In Mitchell v. Railway, 82 Mo. 106, the Supreme Court said of this section: “Its language is too plain to admit of much doubt that it meets a case like this, and authorizes the amendment permitted by the court below.” In that case the amendment allowed pertained to a jurisdictional averment in a cause of action against a railroad for killing stock. Indeed, the rule is well established in this State that under the authority of the statute above quoted, amendments may be allowed when the original statement filed before the justice is wholly insufficient to support a judgment; or, in other words, to inform the defendant concerning the demand and bar another action for the same subject-matter.
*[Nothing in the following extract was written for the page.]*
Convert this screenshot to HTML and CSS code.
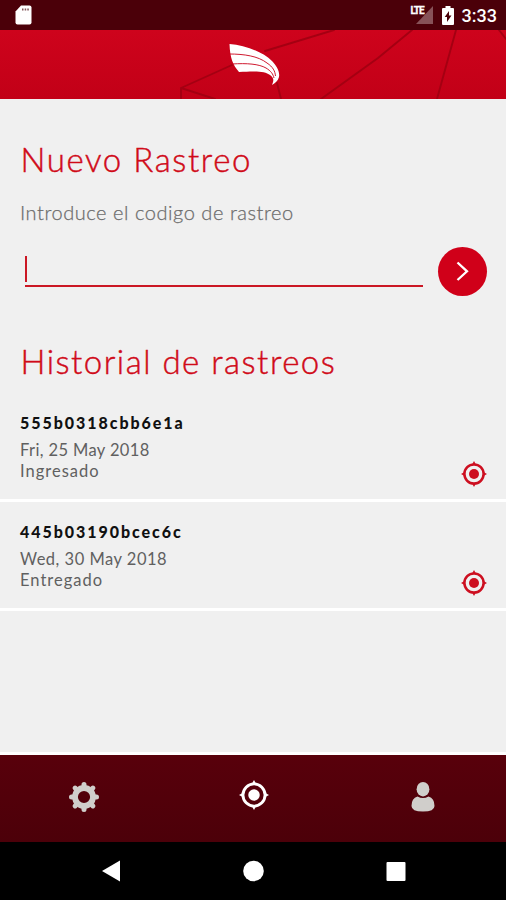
FILE: index.html
```html
<!DOCTYPE html>
<html lang="es">
<head>
<meta charset="utf-8">
<title>Nuevo Rastreo</title>
<link rel="stylesheet" href="styles.css">
</head>
<body>
<svg class="defs" width="0" height="0">
  <symbol id="target" viewBox="0 0 26 26">
    <circle cx="13" cy="13" r="9.6" fill="none" stroke="currentColor" stroke-width="2.5"/>
    <circle cx="13" cy="13" r="5" fill="currentColor"/>
    <path d="M13 0l2.200 4h-4.400zM13 26l2.200-4h-4.400zM0 13l4-2.200v4.400zM26 13l-4-2.200v4.400z" fill="currentColor"/>
  </symbol>
</svg>
<div class="status">
  <svg class="sd" width="17" height="20" viewBox="0 0 17 20"><path d="M6 .5h8.500q2 0 2 2v15q0 2-2 2h-12q-2 0-2-2v-11z" fill="#fff"/><path d="M7 3.500h1.500v2H7zM9.700 3.500h1.500v2H9.700zM12.300 3.500h1.500v2h-1.500z" fill="#82565a"/></svg>
  <div class="signal"><span class="lte">LTE</span><svg width="17" height="18" viewBox="0 0 17 18"><path d="M17 0v18H0z" fill="#875258"/></svg></div>
  <svg class="battery" width="12" height="19" viewBox="0 0 12 19"><path d="M3.500 0h5v2H11q1 0 1 1v15q0 1-1 1H1q-1 0-1-1V3q0-1 1-1h2.500z" fill="#fff"/><path d="M7 5v4.500h2.500L5 16v-5H2.700z" fill="#4b0009"/></svg>
  <span class="clock">3:33</span>
</div>
<header class="header">
  <svg width="506" height="69" viewBox="0 0 506 69">
    <g fill="none" stroke="#a40012" stroke-width="1.900" stroke-linecap="round">
      <path d="M181 69V58L232 35M181 58l34 11M265 21L334 0M321 69L378 28 412 0M437 69L456 0M499 0l7 9M277 53l4 16"/>
    </g>
    <path d="M229.500 14C245 15 263 22 272 31c5 5 8 11 7 16-1 4-4 6-7 8 2-5 2-7-2-10-5-4-15-4-31-3-6-7-9-14-9.500-28z" fill="#fff"/>
    <path d="M229 24c15 0 29 2 38 9 6 4 8 8 8.500 13M232 34c15-1 27 0 34 4 5 3 7 6 8 10" fill="none" stroke="#c90019" stroke-width=".9"/>
  </svg>
</header>
<main class="content">
  <h1 class="title new">Nuevo Rastreo</h1>
  <p class="hint">Introduce el codigo de rastreo</p>
  <div class="form">
    <div class="field"><span class="caret"></span></div>
    <div class="go"><svg width="48" height="48" viewBox="0 0 48 48"><path d="M19.500 15.500l9.500 8.800-9.500 8.700" fill="none" stroke="#fff" stroke-width="2.300"/></svg></div>
  </div>
  <h2 class="title history">Historial de rastreos</h2>
  <section class="list">
    <article class="row">
      <div><h3 class="code">555b0318cbb6e1a</h3><p class="date first">Fri, 25 May 2018</p><p class="state">Ingresado</p></div>
      <svg class="pin"><use href="#target"/></svg>
    </article>
    <article class="row">
      <div><h3 class="code second">445b03190bcec6c</h3><p class="date">Wed, 30 May 2018</p><p class="state">Entregado</p></div>
      <svg class="pin"><use href="#target"/></svg>
    </article>
  </section>
</main>
<nav class="tabs">
  <div class="tab"><svg width="30" height="30" viewBox="-15 -15 30 30"><circle r="9" fill="none" stroke="#d0cecb" stroke-width="5.800"/><path d="M0-12.500V-12M0 12.500V12M-12.500 0H-12M12.500 0H12M-8.900-8.900l.4.4M8.900 8.900l-.4-.4M-8.900 8.900l.4-.4M8.900-8.900l-.4.4" stroke="#d0cecb" stroke-width="5" stroke-linecap="round"/></svg></div>
  <div class="tab active"><svg width="30" height="30"><use href="#target"/></svg></div>
  <div class="tab"><svg width="24" height="30" viewBox="0 0 24 30"><ellipse cx="12" cy="7.200" rx="6.400" ry="7.200" fill="#d0cecb"/><path d="M6.500 14.500q5.500 3 11 0Q23.500 16 23.500 24q0 5.500-11.500 5.500T.5 24q0-8 6-9.500z" fill="#d0cecb"/></svg></div>
</nav>
<div class="keys">
  <svg width="506" height="58" viewBox="0 0 506 58" fill="#fff"><path d="M102 29l18-10.500v21z"/><circle cx="253.500" cy="29" r="10.300"/><rect x="386.500" y="20" width="19" height="19" rx="1"/></svg>
</div>
</body>
</html>
```
FILE: styles.css
```css
* { box-sizing: border-box; margin: 0; padding: 0; }
body { width: 506px; height: 900px; overflow: hidden; display: flex; flex-direction: column; background: #f0f0f0; font-family: Lato, "Open Sans", sans-serif; }
svg { display: block; flex: none; }
.defs { position: absolute; }
.status { height: 30px; flex: none; display: flex; align-items: flex-start; background: #4b0009; color: #fff; padding: 5px 9px 0 15px; }
.signal { margin-left: auto; display: flex; }
.signal svg { margin-top: 1px; margin-left: -8px; }
.lte { font: 700 10px/12px Roboto, sans-serif; letter-spacing: -1px; -webkit-text-stroke: .3px; }
.battery { margin: 1px 8px 0 9px; }
.clock { font: 500 18px/22px Roboto, sans-serif; }
.header { height: 69px; flex: none; background: linear-gradient(#ce031c, #c20017); }
.content { flex: 1; padding-top: 40px; }
.title { height: 40px; padding-left: 20.5px; font-size: 33px; line-height: 40px; font-weight: 300; color: #d00a18; white-space: nowrap; -webkit-text-stroke: .45px; }
.new { letter-spacing: 1.6px; }
.history { letter-spacing: 1.5px; margin-top: 45px; }
.hint { margin-top: 21px; padding-left: 20px; font-size: 20px; line-height: 24px; font-weight: 300; color: #6c6c6c; letter-spacing: .55px; white-space: nowrap; -webkit-text-stroke: .25px; }
.form { display: flex; margin: 23px 19px 0 25px; height: 49px; justify-content: space-between; }
.field { width: 398px; height: 40px; border-bottom: 2px solid #cb1724; padding-top: 9px; }
.caret { display: block; width: 2px; height: 26px; background: #cb1724; }
.go { width: 49px; height: 49px; border-radius: 50%; background: #d00019; }
.list { margin-top: 32px; }
.row { height: 109px; display: flex; justify-content: space-between; align-items: flex-end; padding: 0 19px 12px 20px; border-bottom: 3px solid #fff; }
.row:first-child { height: 89px; }
.row > div { height: 74px; }
.code { font-size: 16px; line-height: 20px; font-weight: 900; color: #111; letter-spacing: 1.95px; }
.date { margin-top: 7px; }
.date, .state { font-size: 16.5px; line-height: 21px; color: #606060; letter-spacing: .5px; }
.first { letter-spacing: .38px; }
.state { letter-spacing: 1px; }
.pin { width: 26px; height: 26px; color: #cd0f20; }
.tabs { height: 90px; flex: none; border-top: 3px solid #fff; background: linear-gradient(#58000b, #4c0009) padding-box; display: grid; grid-template-columns: repeat(3, 169.500px); justify-content: center; justify-items: center; padding-top: 27px; }
.active { color: #fff; margin: -2px 0 0 2px; }
.keys { height: 58px; flex: none; background: #000; }
```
Such amendments are denied only when it is sought thereby to change the cause of action, or where there was no statement at all filed before the justice. For numerous cases in point touching such amendment in suits on account, see the following: Rechnitzer v. Vogelsang, 117 Mo. App. 148; Doggett v. Blanke, 70 Mo. App. 499; Warner v. Close, 120 Mo. App. 211; Keene v. Sappington, 115 Mo. App. 33; Phares v. Jaynes Lumber Co., 118 Mo. App. 546; Heman v. Fanning, 33 Mo. App. 50. In the latter case, it is said the argument that because a statement of the cause of action filed before the justice is so defective as not to support a judgment, it cannot be amended in the circuit court, involves a solecism that only those statements which do not need amendment *141are amendable. At any rate, the old doctrine is now entirely abrogated by the statute and amendments in cases of this nature are allowed with the greatest freedom, subject only to the limitation that the cause of action originally sued upon shall not be changed thereby, that there was a statement actually filed before the justice.

The court erred in denying the amendment. The judgment will therefore be reversed and the cause remanded.

Reynolds, P. J.} and Goode, J., concur.